“Contrary to popular belief, the majority of teachers are not considering leaving the profession,” he said, adding, however, that the number of teachers leaving for reasons other than retirement has increased by about two per cent.
“Many policies focus on recruitment, but at a time when training targets are being missed retaining teachers becomes all the more important, he said.
The NFER’s analysis shows secondary school teachers are significantly more likely to consider leaving, while senior leaders and maths teachers are less likely to leave.
Workload is at the centre of why teachers are considering leaving, while policy changes and inspection targets, which impact on mental health, are also among the reasons cited.
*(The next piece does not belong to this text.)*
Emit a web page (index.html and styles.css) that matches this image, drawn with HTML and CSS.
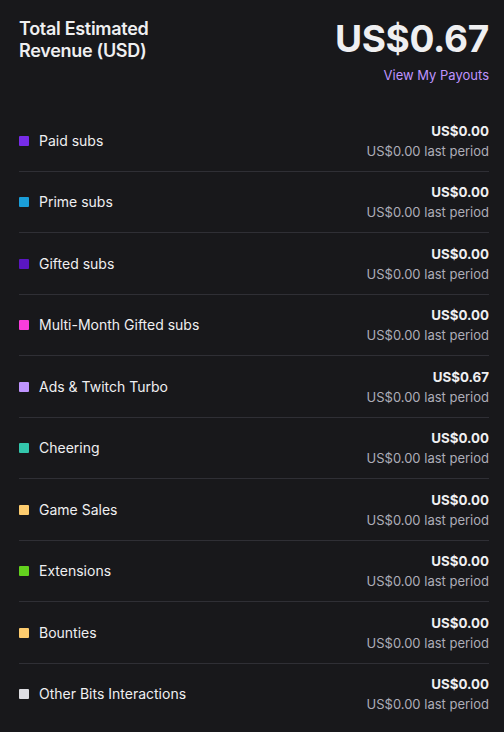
FILE: index.html
```html
<!DOCTYPE html>
<html>
<head>
<meta charset="utf-8">
<link rel="stylesheet" href="styles.css">
</head>
<body>
<div class="panel">
  <header class="head">
    <h1 class="title">Total Estimated<br>Revenue (USD)</h1>
    <div class="total">
      <div class="amount">US$0.67</div>
      <a class="link">View My Payouts</a>
    </div>
  </header>
  <ul class="rows">
    <li class="row"><span class="label"><i class="sw c1"></i>Paid subs</span><span class="vals"><b>US$0.00</b><span class="prev">US$0.00 last period</span></span></li>
    <li class="row"><span class="label"><i class="sw c2"></i>Prime subs</span><span class="vals"><b>US$0.00</b><span class="prev">US$0.00 last period</span></span></li>
    <li class="row"><span class="label"><i class="sw c3"></i>Gifted subs</span><span class="vals"><b>US$0.00</b><span class="prev">US$0.00 last period</span></span></li>
    <li class="row"><span class="label"><i class="sw c4"></i>Multi-Month Gifted subs</span><span class="vals"><b>US$0.00</b><span class="prev">US$0.00 last period</span></span></li>
    <li class="row"><span class="label"><i class="sw c5"></i>Ads &amp; Twitch Turbo</span><span class="vals"><b>US$0.67</b><span class="prev">US$0.00 last period</span></span></li>
    <li class="row"><span class="label"><i class="sw c6"></i>Cheering</span><span class="vals"><b>US$0.00</b><span class="prev">US$0.00 last period</span></span></li>
    <li class="row"><span class="label"><i class="sw c7"></i>Game Sales</span><span class="vals"><b>US$0.00</b><span class="prev">US$0.00 last period</span></span></li>
    <li class="row"><span class="label"><i class="sw c8"></i>Extensions</span><span class="vals"><b>US$0.00</b><span class="prev">US$0.00 last period</span></span></li>
    <li class="row"><span class="label"><i class="sw c7"></i>Bounties</span><span class="vals"><b>US$0.00</b><span class="prev">US$0.00 last period</span></span></li>
    <li class="row last"><span class="label"><i class="sw c9"></i>Other Bits Interactions</span><span class="vals"><b>US$0.00</b><span class="prev">US$0.00 last period</span></span></li>
  </ul>
</div>
</body>
</html>
```

FILE: styles.css
```css
html, body {
  margin: 0;
  padding: 0;
  background: #18181b;
}
body {
  font-family: Inter, "Noto Sans", sans-serif;
  color: #efeff1;
  width: 504px;
  height: 732px;
  overflow: hidden;
}
.panel {
  padding: 0 15px 0 19px;
}
.head {
  display: flex;
  justify-content: space-between;
  align-items: flex-start;
  height: 110px;
  box-sizing: border-box;
  padding-top: 18px;
}
.title {
  margin: 0;
  font-size: 18px;
  line-height: 22px;
  font-weight: 600;
  letter-spacing: -0.3px;
  color: #efeff1;
}
.total {
  display: flex;
  flex-direction: column;
  align-items: flex-end;
  margin-top: -1px;
}
.amount {
  font-size: 37px;
  line-height: 44px;
  font-weight: 700;
  letter-spacing: -0.3px;
}
.link {
  font-size: 13px;
  line-height: 18px;
  color: #bf94ff;
  margin-top: 5px;
}
.rows {
  list-style: none;
  margin: 0;
  padding: 0;
}
.row {
  display: flex;
  justify-content: space-between;
  align-items: center;
  height: 60.5px;
  border-bottom: 1px solid #2f2f35;
}
.row.last {
  border-bottom: none;
}
.label {
  display: flex;
  align-items: center;
  font-size: 14px;
  line-height: 20px;
  padding-top: 1px;
}
.sw {
  display: inline-block;
  width: 10px;
  height: 10px;
  border-radius: 1px;
  margin-right: 10px;
}
.c1 { background: #772ce8; }
.c2 { background: #1a9ed9; }
.c3 { background: #5a16c2; }
.c4 { background: #fa3ddc; }
.c5 { background: #bf94ff; }
.c6 { background: #33c6ac; }
.c7 { background: #fdcc6e; }
.c8 { background: #63d11e; }
.c9 { background: #dedee3; }
.vals {
  display: flex;
  flex-direction: column;
  align-items: flex-end;
  line-height: 20px;
  margin-top: 1px;
}
.vals b {
  font-size: 13.3px;
  font-weight: 700;
}
.prev {
  font-size: 13px;
  color: #adadb8;
}
```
"Being valued and trusted by school management, having adequate resources and having job satisfaction, and an effective governing board all affect a teacher’s willingness to stay in teaching", said Jude.
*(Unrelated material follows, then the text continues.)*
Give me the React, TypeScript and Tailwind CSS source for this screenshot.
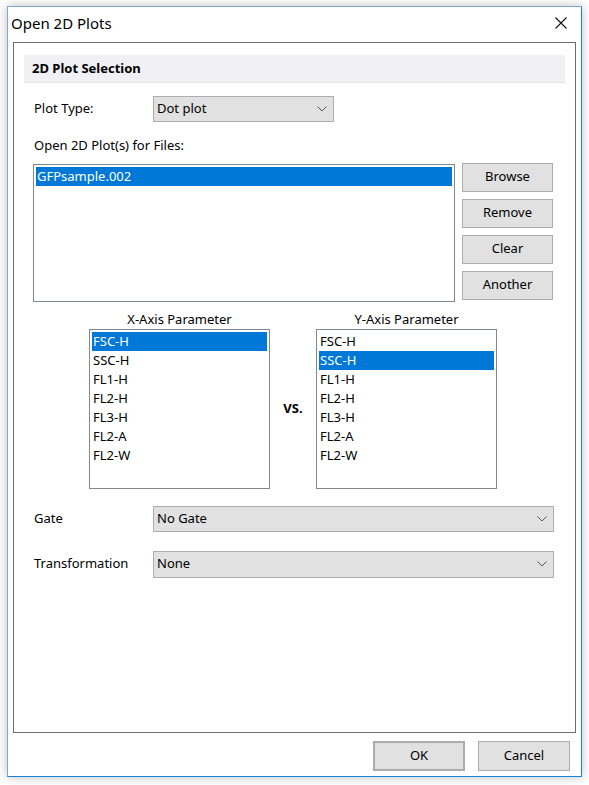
import React from 'react';

const font = { fontFamily: '"Noto Sans", "Open Sans", sans-serif' };

function Chevron() {
  return (
    <svg width="10" height="6" viewBox="0 0 10 6" className="shrink-0">
      <path d="M0.5 0.5 L5 5 L9.5 0.5" fill="none" stroke="#555" strokeWidth="1" />
    </svg>
  );
}

function Dropdown({ value, className }: { value: string; className: string }) {
  return (
    <div className={`flex items-center justify-between border border-[#adadad] bg-[#e1e1e1] pl-[3px] pr-[6px] text-[13px] text-black ${className}`}>
      <span>{value}</span>
      <Chevron />
    </div>
  );
}

function Button({ label, className = '' }: { label: string; className?: string }) {
  return (
    <div className={`flex items-center justify-center border border-[#adadad] bg-[#e1e1e1] text-[13px] text-black ${className}`}>
      {label}
    </div>
  );
}

const params = ['FSC-H', 'SSC-H', 'FL1-H', 'FL2-H', 'FL3-H', 'FL2-A', 'FL2-W'];

function ParamList({ title, selected }: { title: string; selected: number }) {
  return (
    <div className="flex w-[181px] flex-col items-center">
      <div className="h-[20px] text-[13px] leading-[20px] text-black">{title}</div>
      <div className="h-[160px] w-full border border-[#828790] bg-white p-[2px]">
        {params.map((p, i) => (
          <div
            key={p}
            className={`h-[19px] pl-[1px] text-[13px] leading-[19px] ${i === selected ? 'bg-[#0078d7] text-white' : 'text-black'}`}
          >
            {p}
          </div>
        ))}
      </div>
    </div>
  );
}

export default function App() {
  return (
    <div className="h-[785px] w-[589px] overflow-hidden bg-white pl-[7px] pt-[6px]" style={font}>
      <div className="flex h-[771px] w-[575px] flex-col border border-[#1883d7] border-l-[#7aa9d6] border-t-[#7aa9d6] bg-white shadow-[0_0_10px_rgba(0,0,0,0.25)]">
        {/* title bar */}
        <div className="flex h-[30px] items-center justify-between pl-[3px] pr-[14px] pt-[2px]">
          <span className="text-[15px] text-black">Open 2D Plots</span>
          <svg width="12" height="12" viewBox="0 0 12 12">
            <path d="M0.5 0.5 L11.5 11.5 M11.5 0.5 L0.5 11.5" stroke="#111" strokeWidth="1.1" />
          </svg>
        </div>

        {/* main panel */}
        <div className="mx-[5px] mt-[5px] flex h-[691px] flex-col border border-[#6d6d6d] px-[10px] pt-[12px]">
          <div className="flex h-[28px] items-center border-b border-[#e4e4ea] bg-[#f0f0f5] pl-[8px] text-[13px] font-bold text-black">
            2D Plot Selection
          </div>

          <div className="mt-[13px] flex items-center">
            <span className="w-[129px] pl-[10px] text-[13px] text-black">Plot Type:</span>
            <Dropdown value="Dot plot" className="h-[26px] w-[181px]" />
          </div>

          <div className="mt-[14px] pl-[10px] text-[13px] text-black">Open 2D Plot(s) for Files:</div>

          <div className="mt-[7px] flex pl-[9px]">
            <div className="mt-[1px] h-[138px] w-[422px] border border-[#828790] bg-white p-[2px]">
              <div className="h-[19px] bg-[#0078d7] pl-[1px] text-[13px] leading-[19px] text-white">GFPsample.002</div>
            </div>
            <div className="ml-[7px] flex flex-col gap-[7px]">
              <Button label="Browse" className="h-[29px] w-[91px]" />
              <Button label="Remove" className="h-[29px] w-[91px]" />
              <Button label="Clear" className="h-[29px] w-[91px]" />
              <Button label="Another" className="h-[29px] w-[91px]" />
            </div>
          </div>

          <div className="mt-[7px] flex pl-[65px]">
            <ParamList title="X-Axis Parameter" selected={0} />
            <div className="flex w-[46px] items-center justify-center pt-[20px] text-[13px] font-bold text-black">VS.</div>
            <ParamList title="Y-Axis Parameter" selected={1} />
          </div>

          <div className="mt-[17px] flex items-center">
            <span className="w-[129px] pl-[10px] text-[13px] text-black">Gate</span>
            <Dropdown value="No Gate" className="h-[26px] w-[401px]" />
          </div>

          <div className="mt-[19px] flex items-center">
            <span className="w-[129px] pl-[10px] text-[13px] text-black">Transformation</span>
            <Dropdown value="None" className="h-[27px] w-[401px]" />
          </div>
        </div>

        {/* footer buttons */}
        <div className="mt-[8px] flex justify-end gap-[13px] pr-[11px]">
          <Button label="OK" className="h-[30px] w-[92px] border-2 border-[#0078d7]" />
          <Button label="Cancel" className="h-[30px] w-[92px]" />
        </div>
      </div>
    </div>
  );
}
Addressing the causes of low engagement among classroom teachers is critical to tackling retention.
Headteachers and senior leaders should monitor intentions and engagement among their staff.
“With workload, there has been a lot of mythbusting of what is and isn’t required from the centre but that hasn’t got through to classroom teachers and that is causing dissatisfaction,” he said. “There’s a real role for senior leaders to take the information coming out from the centre and disseminate it to their staff.”
Among the findings presented by Jude were that part-time secondary teachers have a higher leaving rate than part-time primary teachers and full-time teachers. He said this suggested primary schools are better able to accommodate part-time teachers than in secondaries.
“To address the issue of retention, more needs to be done to cope with flexible working in secondary schools,” he said.